I returned on Saturday and same drill as Ajou — see the international desk, speak to someone in English, then was directed to see a specialist. Like Ajou, SCH hospital was also very crowded, but I was able to get a few minutes with a guy who didn’t speak much English. He cut off the leg wrap, took a look at everything and told me to return on Monday, but didn’t do anything to clean my shin wound as I had asked. On Monday I returned, and he told me I was okay to walk with little explanation. Given his lack of communication, I wasn’t confident in his diagnosis, but thankfully it was the right one.

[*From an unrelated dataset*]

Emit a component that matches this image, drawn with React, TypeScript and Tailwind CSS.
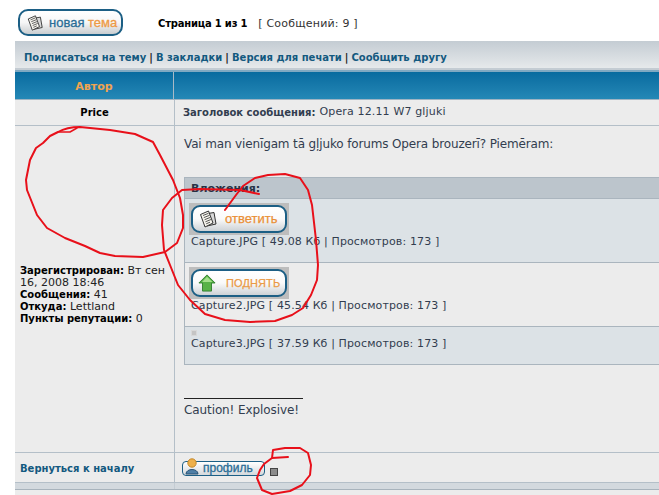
const verdana = "font-['DejaVu_Sans',Verdana,sans-serif]";
const arial = "font-['Liberation_Sans',Arial,sans-serif]";

function DocIcon({ size = 20 }: { size?: number }) {
  return (
    <svg width={size} height={size} viewBox="0 0 20 20" fill="none" className="shrink-0">
      <path d="M7 5 L16 3.5 L18 15 L9 17 Z" fill="#d9d9d9" stroke="#333" strokeWidth="1" />
      <path d="M2.5 5.5 L10.5 2 L15 14 L7 18 Z" fill="#f7f5ee" stroke="#333" strokeWidth="1" />
      <path d="M5 6.5 L10.5 4.3 M5.8 8.6 L11.5 6.3 M6.6 10.7 L12.3 8.4 M7.4 12.8 L13 10.5 M8.2 14.8 L12 13.2" stroke="#444" strokeWidth="0.9" />
    </svg>
  );
}

function ArrowIcon() {
  return (
    <svg width="18" height="18" viewBox="0 0 20 20" className="shrink-0">
      <path d="M10 1 L19 10 L15 10 L15 19 L5 19 L5 10 L1 10 Z" fill="#58b247" stroke="#2f7d2c" strokeWidth="1" />
      <path d="M10 3 L16 9 L4.5 9 Z" fill="#a5e08c" />
    </svg>
  );
}

function PillButton({ icon, label }: { icon: React.ReactNode; label: React.ReactNode }) {
  return (
    <div className="-ml-[2px] w-[100px] h-[32px] bg-[#bdbdbd] p-[2px] flex">
      <div className={`flex-1 rounded-[9px] border-2 border-[#1c5f85] bg-gradient-to-b from-white via-[#fafafa] to-[#cdd2d6] flex items-center pl-[5px] [-webkit-text-stroke:0.25px_currentColor] ${arial}`}>
        {icon}
        {label}
      </div>
    </div>
  );
}

function Attachment({ name, meta, tone, height, children }: { name: string; meta: string; tone: string; height: string; children: React.ReactNode }) {
  return (
    <div className={`${tone} ${height} border-b border-[#aab5be] pl-[6px] flex flex-col`}>
      {children}
      <div className="text-[11px] leading-[13px] tracking-[0.13px] text-[#323d4f] whitespace-nowrap">
        {name} [ {meta} | Просмотров: 173 ]
      </div>
    </div>
  );
}

export default function App() {
  return (
    <div className={`relative h-[495px] w-[659px] overflow-hidden bg-white ${verdana}`}>
      <div className="h-[41px] flex items-start pl-[18px] pt-[9px]">
        <div className={`w-[105px] h-[27px] rounded-[10px] border-2 border-[#1c5f85] bg-gradient-to-b from-white via-[#f6f6f6] to-[#c9cdd0] flex items-center pl-[6px] gap-[5px] text-[13px] ${arial}`}>
          <DocIcon size={18} />
          <span className="text-[#2a6d96] [-webkit-text-stroke:0.3px_currentColor]">новая <span className="text-[#ee9a45]">тема</span></span>
        </div>
        <div className="ml-[35px] mt-[8px] text-[10px] leading-[14px] whitespace-nowrap flex items-baseline">
          <b className="text-black tracking-[-0.2px]">Страница 1 из 1</b>
          <span className="ml-[11px] text-[11px] tracking-[0.2px] text-[#333]">[ Сообщений: 9 ]</span>
        </div>
      </div>

      <div className="ml-[15px]">
        <div className="h-[27px] bg-gradient-to-b from-[#c4ccd3] to-[#e6e9eb] pl-[9px] pt-[5px] flex items-center text-[10px] font-bold text-[#13597f] whitespace-nowrap">
          Подписаться на тему <span className="text-[#222] mx-[3px]">|</span> В закладки <span className="text-[#222] mx-[3px]">|</span> Версия для печати <span className="text-[#222] mx-[3px]">|</span> Сообщить другу
        </div>
        <div className="h-[4px] bg-gradient-to-b from-[#c4ccd3] from-50% to-[#7fa9c2] to-50%" />

        <div className="grid grid-cols-[159px_1fr] h-[28px] bg-gradient-to-b from-[#076b9f] to-[#2488b6] border-b border-[#9fb4c3]">
          <div className="border-r border-[#a9bac6] flex items-center justify-center pt-[3px] text-[11px] font-bold text-[#f0a450]">Автор</div>
          <div />
        </div>

        <div className="grid grid-cols-[160px_1fr] h-[26px] bg-[#ececec] border-b border-[#b4bfc8] text-[10px]">
          <div className="border-r border-[#b4bfc8] flex items-center justify-center font-bold text-black">Price</div>
          <div className="flex items-center pl-[8px] text-[#323d4f]">
            <b>Заголовок сообщения:</b>
            <span className="ml-[4px] text-[11px] tracking-[0.15px]">Opera 12.11 W7 gljuki</span>
          </div>
        </div>

        <div className="grid grid-cols-[160px_1fr] h-[327px] border-b border-[#b4bfc8] bg-[#ececec]">
          <div className="border-r border-[#b4bfc8] pl-[5px] pr-[4px] pt-[139px] text-[11px] leading-[12px] text-[#222]">
            <b className="text-black text-[10px]">Зарегистрирован:</b> Вт сен 16, 2008 18:46
            <br />
            <b className="text-black text-[10px]">Сообщения:</b> 41
            <br />
            <b className="text-black text-[10px]">Откуда:</b> Lettland
            <br />
            <b className="text-black text-[10px]">Пункты репутации:</b> 0
          </div>
          <div className="pl-[9px] pt-[10px] text-[#323d4f] min-w-0">
            <div className="text-[12px] leading-[16px] tracking-[-0.14px] whitespace-nowrap">Vai man vienīgam tā gļjuko forums Opera brouzerī? Piemēram:</div>
            <div className="mt-[25px] border-l border-t border-[#aab5be]">
              <div className="h-[21px] bg-[#bcc5cc] border-b border-[#aab5be] pl-[6px] pt-[2px] flex items-center text-[11px] font-bold text-[#263245]">Вложения:</div>
              <Attachment name="Capture.JPG" meta="49.08 Кб" tone="bg-[#dce2e6]" height="h-[64px]">
                <div className="mt-[4px]">
                  <PillButton icon={<DocIcon />} label={<span className="ml-[7px] text-[13px] text-[#ea8f35]">ответить</span>} />
                </div>
              </Attachment>
              <Attachment name="Capture2.JPG" meta="45.54 Кб" tone="bg-[#ececec]" height="h-[64px]">
                <div className="mt-[4px]">
                  <PillButton icon={<ArrowIcon />} label={<span className="ml-[10px] text-[11px] tracking-[0.1px] text-[#ea9a45]">ПОДНЯТЬ</span>} />
                </div>
              </Attachment>
              <Attachment name="Capture3.JPG" meta="37.59 Кб" tone="bg-[#dce2e6]" height="h-[38px]">
                <div className="mt-[3px] mb-[1px] w-[6px] h-[6px] bg-[#c4c4c4] border border-[#d8d8d8]" />
              </Attachment>
            </div>
            <div className="mt-[33px] w-[119px] border-t border-[#222]" />
            <div className="text-[12px] leading-[16px] tracking-[-0.1px] mt-[3px]">Caution! Explosive!</div>
          </div>
        </div>

        <div className="grid grid-cols-[160px_1fr] h-[30px] bg-[#ececec] border-b border-[#b4bfc8]">
          <div className="border-r border-[#b4bfc8] pl-[5px] pt-[2px] flex items-center text-[10px] font-bold text-[#13597f]">Вернуться к началу</div>
          <div className="pl-[7px] pt-[1px] flex items-center">
            <div className={`relative w-[83px] h-[15px] rounded-[4px] border border-[#1c5f85] bg-gradient-to-b from-white to-[#d5d9dc] pl-[20px] flex items-center text-[12px] text-[#2a6d96] [-webkit-text-stroke:0.3px_currentColor] ${arial}`}>
              профиль
              <svg width="14" height="17" viewBox="0 0 14 17" className="absolute left-[2px] -top-[4px]">
                <circle cx="7" cy="5" r="4.2" fill="#eeb04a" stroke="#c48a2c" />
                <path d="M1 16 C1 10 13 10 13 16 Z" fill="#4f7fa6" stroke="#2b5475" />
              </svg>
            </div>
            <div className="ml-[5px] mt-[7px] w-[8px] h-[8px] bg-[#8c8c8c] border border-[#444]" />
          </div>
        </div>

        <div className="grid grid-cols-[160px_1fr] h-[7px] bg-[#d3d9de] border-b border-[#a8b3bc]">
          <div className="border-r border-[#c4ccd3]" />
        </div>
        <div className="h-[10px] bg-[#ececec]" />
      </div>

      <svg className="absolute inset-0 pointer-events-none" width="659" height="495" fill="none" stroke="#e8101a" strokeWidth="2" strokeLinejoin="round" strokeLinecap="round">
        <path d="M58 132 C65 128 72 127 80 127 L110 130 L135 134 L153 142 L160 155 L173 180 L180 198 L183 215 L183 228 L177 243 L165 252 L143 257 L115 256 L100 253 L85 246 L65 238 L47 228 L37 215 L27 190 L26 180 L30 160 L36 148 L43 143 L50 136 Z" />
        <path d="M58 132 L70 132 L77 128" strokeWidth="1.5" />
        <path d="M259 194 L240 190 L200 189 L182 190 L172 198 L163 210 L162 225 L164 250 L170 265 L178 285 L190 300 L205 314 L225 320 L250 322 L275 321 L292 315 L303 308 L311 295 L317 280 L318 265 L316 240 L312 205 L308 190 L300 178 L285 174 L268 175 L255 178 L243 186 L236 195 L225 210" />
        <path d="M288 457 L272 458 L273 450 L285 448 L300 448 L308 453 L311 465 L310 475 L302 485 L290 491 L272 494 L262 490 L257 478 L260 470 L264 464 L272 458" />
      </svg>
    </div>
  );
}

In short, for foreigners visiting a hospital in South Korea, you will probably be fine once this nasty MERS virus clears. But for those with children or anxious about your ability to communicate freely with doctors in a language you understand, research your options carefully in advance if you can. From talking with my expat colleagues, I have observed that Korean doctors tend to prescribe pills and treatments with little explanation, so tread with caution. In my experience, these treatments have generally worked, but others’ experiences vary. Korean doctors are not accustomed to being questioned by patients, and transparency about your treatment may be less than what you are used to. I think MERS will pass over the next 2 weeks, and I am hopeful that Korea can take the lessons learned from this episode to improve its health care system further.